The courts have clearly stated that committals are intended to be neither a fishing expedition nor a rehearsal proceeding for defence counsel to practise cross-examination on witnesses, yet questioning of this kind continues to occur.  In the present system, it can be difficult for the magistrate to prevent irrelevant cross-examination at large because the defendant is under no obligation to disclose the issues in dispute.

Concern has also been expressed about witnesses having to undergo cross-examination on two separate occasions (committal and trial), particularly vulnerable witnesses such as children.  In some cases committal proceedings have been abused as an opportunity to engage in long and repetitive cross-examination designed to intimidate vulnerable witnesses or to set up the basis for an attack at the trial“.

And, at 887, he said:

“The government has approached the task of reforming preliminary hearings with caution and has learnt from the experience of other jurisdictions.  The bill focuses on improving the effectiveness of committal hearings, capitalising on the opportunity these proceedings provide for the parties to come together with a view to resolving the issues in dispute and bearing in mind that properly justified and controlled cross-examination of witnesses can benefit both prosecution and defence“.

Then again, at p.887, the Minister said:

“The amendments will allow cross-examination to proceed in appropriate cases while at the same time ensuring the restraint of irrelevant fishing expeditions and rehearsals questioning.  The reforms accommodate legitimate concerns about witnesses being subjected without good cause to the trauma of cross-examination on two occasions.

The bill provided extra protection from cross-examination for witnesses aged under 18 by providing that the court must not grant leave to cross-examine unless satisfied that the interests of justice cannot adequately be served except by doing so.  Such witnesses are particularly vulnerable to the stress of being cross-examined and the government believes that they should only be cross-examined at committal hearings where absolutely necessary.“

Analysis of the Applications

  1. The threshold requirement under cl. 13(4)(a) - that the evidence sought to be adduced has substantial relevance - is established in both cases before me, and that does not appear to have been in doubt.  The decision of the magistrate to refuse the application in the case of B.A.H. most probably related to the further threshold test imposed by cl. 13(4)(b), relating to the evidence of children.  The magistrate had not been satisfied that the interests of justice could not adequately be served except by granting leave.  In the absence of reasons, however, it is not possible to know whether one or more of the factors in cl. 13(5) were of importance in reaching that conclusion.  In the case of Tural, given that the proposed evidence must have had substantial relevance to the facts in issue, I presume that the magistrate purported to rely on factors addressed in cl. 13(5) (or possibly factors addressed in the Rules) in rejecting leave.

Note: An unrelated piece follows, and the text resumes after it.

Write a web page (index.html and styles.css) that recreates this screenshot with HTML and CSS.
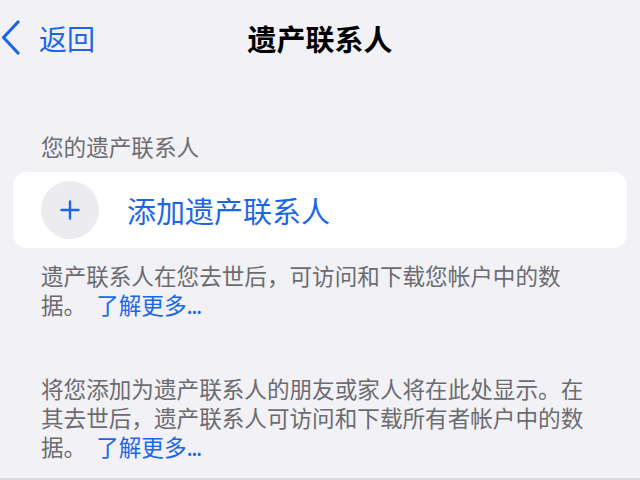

The application for leave by Tural

  1. In the case of Tural, the defendant was charged with offences of unlawful imprisonment, threatening to kill, and assault.  The witness for whom leave was sought to cross examine was Nicole Barnes, an adult complainant.  Tural and Barnes had been living in a de facto relationship, which broke down after five years, and Barnes departed the shared residence.  A period of hostile conduct followed, with allegations of threats, and conduct amounting to stalking, by Tural.  The complainant contemplated seeking an intervention order, but then decided not to proceed with that.  The allegations were that after a period of threats Barnes agreed to visit the new residence of Tural and she was there tied up, threatened with a firearm, and a shot was fired into the ceiling of the room.  She subsequently escaped, having left a note for Tural, who was asleep, saying that she would see him soon.  She explained the note to police by saying that it was left so as to placate Tural, of whom she was frightened.  She did not report the incident for some days.  When police attended the scene they found some items tending to corroborate her account.  Tural declined to be interviewed.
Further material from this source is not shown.